• [Problem statement]:
Examine the material below. Gather every line in which the string "components" appears.

--- BEGIN Data lines ---

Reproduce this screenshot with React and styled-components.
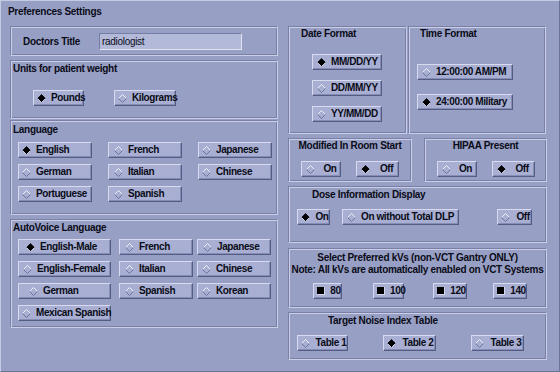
import React from "react";
import styled, { createGlobalStyle } from "styled-components";

const GlobalStyle = createGlobalStyle`
  html, body {
    margin: 0;
    padding: 0;
    background: #989fc4;
  }
  body {
    font-family: "Liberation Sans", Arial, sans-serif;
  }
`;

const Window = styled.div`
  box-sizing: border-box;
  width: 560px;
  height: 372px;
  padding: 5px 0 0 7px;
  background: #989fc4;
  border: 1px solid;
  border-color: #c6cae3 #6c7398 #6c7398 #c6cae3;
  font: bold 10px "Liberation Sans", Arial, sans-serif;
  letter-spacing: -0.3px;
  color: #0a0c18;
`;

const Title = styled.div`
  line-height: 12px;
  margin-bottom: 8px;
`;

const Columns = styled.div`
  display: flex;
  gap: 10px;
  padding-left: 2px;
`;

const Column = styled.div`
  display: flex;
  flex-direction: column;
  width: ${(p) => p.$w}px;
`;

const Panel = styled.div`
  box-sizing: border-box;
  width: ${(p) => (p.$w ? `${p.$w}px` : "auto")};
  height: ${(p) => p.$h}px;
  margin-top: ${(p) => p.$mt || 0}px;
  border: 1px solid;
  border-color: #7880a8 #cbcee5 #cbcee5 #7880a8;
  box-shadow: inset 1px 1px 0 #cbcee5, inset -1px -1px 0 #7880a8;
`;

const PanelTitle = styled.div`
  line-height: 12px;
  padding: ${(p) => p.$pad};
  text-align: ${(p) => (p.$center ? "center" : "left")};
`;

const FieldRow = styled.div`
  display: flex;
  align-items: center;
  height: 100%;
  padding-left: 12px;
`;

const FieldLabel = styled.div`
  width: 76px;
`;

const TextField = styled.div`
  box-sizing: border-box;
  width: 143px;
  height: 17px;
  padding-left: 2px;
  line-height: 15px;
  font-weight: normal;
  background: #b3b9d9;
  border: 1px solid;
  border-color: #767da5 #e0e3f2 #e0e3f2 #767da5;
`;

const ButtonRow = styled.div`
  display: flex;
  justify-content: ${(p) => (p.$center ? "center" : "flex-start")};
  gap: ${(p) => p.$gap || 0}px;
  margin-top: ${(p) => p.$mt}px;
  padding-left: ${(p) => p.$pl || 0}px;
`;

const ButtonStack = styled.div`
  display: flex;
  flex-direction: column;
  align-items: flex-start;
  gap: ${(p) => p.$gap}px;
  margin-top: ${(p) => p.$mt}px;
  padding-left: ${(p) => p.$pl}px;
`;

const ButtonGrid = styled.div`
  display: grid;
  grid-template-columns: ${(p) => p.$cols};
  row-gap: 6px;
  margin-top: ${(p) => p.$mt}px;
  padding-left: ${(p) => p.$pl}px;
`;

const Toggle = styled.div`
  box-sizing: border-box;
  display: flex;
  align-items: center;
  gap: 5px;
  width: ${(p) => p.$w}px;
  height: 16px;
  margin-left: ${(p) => p.$ml || 0}px;
  padding: 0 0 0 ${(p) => 3 + (p.$lead || 0)}px;
  background: #a9afd2;
  border: 1px solid;
  border-color: #d8dbef #555c83 #555c83 #d8dbef;
  box-shadow: inset -1px -1px 0 #868db5;
  white-space: nowrap;
  letter-spacing: -0.4px;
  svg {
    display: block;
    flex-shrink: 0;
  }
`;

const ToggleText = styled.span`
  flex: 1;
  line-height: 14px;
  text-align: ${(p) => (p.$left ? "left" : "center")};
`;

function Diamond({ on }) {
  return (
    <svg width="9" height="9" viewBox="0 0 9 9">
      <polygon points="4.5,0.5 8.5,4.5 4.5,8.5 0.5,4.5" fill={on ? "#000" : "#a9afd2"} />
      <polyline points="0.5,4.5 4.5,0.5 8.5,4.5" fill="none" stroke={on ? "#15161f" : "#eceef8"} />
      <polyline points="0.5,4.5 4.5,8.5 8.5,4.5" fill="none" stroke={on ? "#c9cce2" : "#6c739b"} />
    </svg>
  );
}

function Square() {
  return (
    <svg width="8" height="8" viewBox="0 0 8 8">
      <rect x="0" y="0" width="8" height="8" fill="#d3d6ec" />
      <rect x="0" y="0" width="7" height="7" fill="#000" />
    </svg>
  );
}

function Radio({ label, on, w, lead, left, ml }) {
  return (
    <Toggle $w={w} $lead={lead} $ml={ml}>
      <Diamond on={on} />
      <ToggleText $left={left}>{label}</ToggleText>
    </Toggle>
  );
}

function Check({ label, w }) {
  return (
    <Toggle $w={w}>
      <Square />
      <ToggleText>{label}</ToggleText>
    </Toggle>
  );
}

const languages = [
  { label: "English", on: true },
  { label: "French", lead: 2 },
  { label: "Japanese" },
  { label: "German" },
  { label: "Italian", lead: 2 },
  { label: "Chinese" },
  { label: "Portuguese" },
  { label: "Spanish", lead: 2 },
];

const voices = [
  { label: "English-Male", on: true, w: 93, lead: 4 },
  { label: "French", w: 74, lead: 2 },
  { label: "Japanese", w: 74, lead: 2 },
  { label: "English-Female", w: 93, lead: 1 },
  { label: "Italian", w: 74, lead: 2 },
  { label: "Chinese", w: 74, lead: 1 },
  { label: "German", w: 93, lead: 7 },
  { label: "Spanish", w: 74, lead: 2 },
  { label: "Korean", w: 74, lead: 1 },
  { label: "Mexican Spanish", w: 93 },
];

const kvs = [
  { label: "80", w: 29 },
  { label: "100", w: 31 },
  { label: "120", w: 34 },
  { label: "140", w: 34 },
];

export default function App() {
  return (
    <>
      <GlobalStyle />
      <Window>
        <Title>Preferences Settings</Title>
        <Columns>
          <Column $w={268}>
            <Panel $h={30}>
              <FieldRow>
                <FieldLabel>Doctors Title</FieldLabel>
                <TextField>radiologist</TextField>
              </FieldRow>
            </Panel>

            <Panel $h={59} $mt={4}>
              <PanelTitle $pad="2px 0 0 2px">Units for patient weight</PanelTitle>
              <ButtonRow $mt={15} $pl={22} $gap={30}>
                <Radio label="Pounds" on w={51} left />
                <Radio label="Kilograms" w={62} left />
              </ButtonRow>
            </Panel>

            <Panel $h={95} $mt={1}>
              <PanelTitle $pad="3px 0 0 2px">Language</PanelTitle>
              <ButtonGrid $cols="90px 90px 74px" $mt={6} $pl={7}>
                {languages.map((l) => (
                  <Radio key={l.label} label={l.label} on={l.on} w={74} lead={l.lead} left />
                ))}
              </ButtonGrid>
            </Panel>

            <Panel $h={109} $mt={4}>
              <PanelTitle $pad="2px 0 0 2px">AutoVoice Language</PanelTitle>
              <ButtonGrid $cols="101px 78px 74px" $mt={5} $pl={7}>
                {voices.map((v) => (
                  <Radio key={v.label} label={v.label} on={v.on} w={v.w} lead={v.lead} left />
                ))}
              </ButtonGrid>
            </Panel>
          </Column>

          <Column $w={259}>
            <ButtonRow $mt={0} $gap={1}>
              <Panel $w={119} $h={108}>
                <PanelTitle $pad="1px 0 0 12px">Date Format</PanelTitle>
                <ButtonStack $mt={14} $pl={23} $gap={10}>
                  <Radio label="MM/DD/YY" on w={70} lead={1} left />
                  <Radio label="DD/MM/YY" w={70} lead={1} left />
                  <Radio label="YY/MM/DD" w={70} lead={1} left />
                </ButtonStack>
              </Panel>
              <Panel $w={138} $h={108}>
                <PanelTitle $pad="1px 0 0 11px">Time Format</PanelTitle>
                <ButtonStack $mt={24} $pl={8} $gap={14}>
                  <Radio label="12:00:00 AM/PM" w={96} lead={1} left />
                  <Radio label="24:00:00 Military" on w={96} lead={1} left />
                </ButtonStack>
              </Panel>
            </ButtonRow>

            <ButtonRow $mt={4} $gap={12}>
              <Panel $w={124} $h={44}>
                <PanelTitle $pad="1px 0 0 0" $center>Modified In Room Start</PanelTitle>
                <ButtonRow $center $mt={9} $gap={15}>
                  <Radio label="On" w={40} lead={1} />
                  <Radio label="Off" on w={43} lead={1} />
                </ButtonRow>
              </Panel>
              <Panel $w={123} $h={44}>
                <PanelTitle $pad="1px 0 0 0" $center>HIPAA Present</PanelTitle>
                <ButtonRow $center $mt={9} $gap={15}>
                  <Radio label="On" w={40} lead={1} />
                  <Radio label="Off" on w={43} lead={1} />
                </ButtonRow>
              </Panel>
            </ButtonRow>

            <Panel $h={57} $mt={4}>
              <PanelTitle $pad="2px 0 0 23px">Dose Information Display</PanelTitle>
              <ButtonRow $mt={8} $pl={8}>
                <Radio label="On" on w={33} />
                <Radio label="On without Total DLP" w={117} lead={1} ml={12} left />
                <Radio label="Off" w={35} ml={38} />
              </ButtonRow>
            </Panel>

            <Panel $h={60} $mt={5}>
              <PanelTitle $pad="3px 0 0 0" $center>
                Select Preferred kVs (non-VCT Gantry ONLY)
                <br />
                Note: All kVs are automatically enabled on VCT Systems
              </PanelTitle>
              <ButtonGrid $cols="60px 60px 60px 60px" $mt={7} $pl={24}>
                {kvs.map((k) => (
                  <Check key={k.label} label={k.label} w={k.w} />
                ))}
              </ButtonGrid>
            </Panel>

            <Panel $h={48} $mt={4}>
              <PanelTitle $pad="2px 0 0 39px">Target Noise Index Table</PanelTitle>
              <ButtonRow $mt={8} $pl={8} $gap={35}>
                <Radio label="Table 1" w={51} />
                <Radio label="Table 2" on w={53} />
                <Radio label="Table 3" w={53} />
              </ButtonRow>
            </Panel>
          </Column>
        </Columns>
      </Window>
    </>
  );
}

--- END Data lines ---

• [Exercise result]:
Reproduce this screenshot with React and styled-components.
import styled, { createGlobalStyle } from "styled-components";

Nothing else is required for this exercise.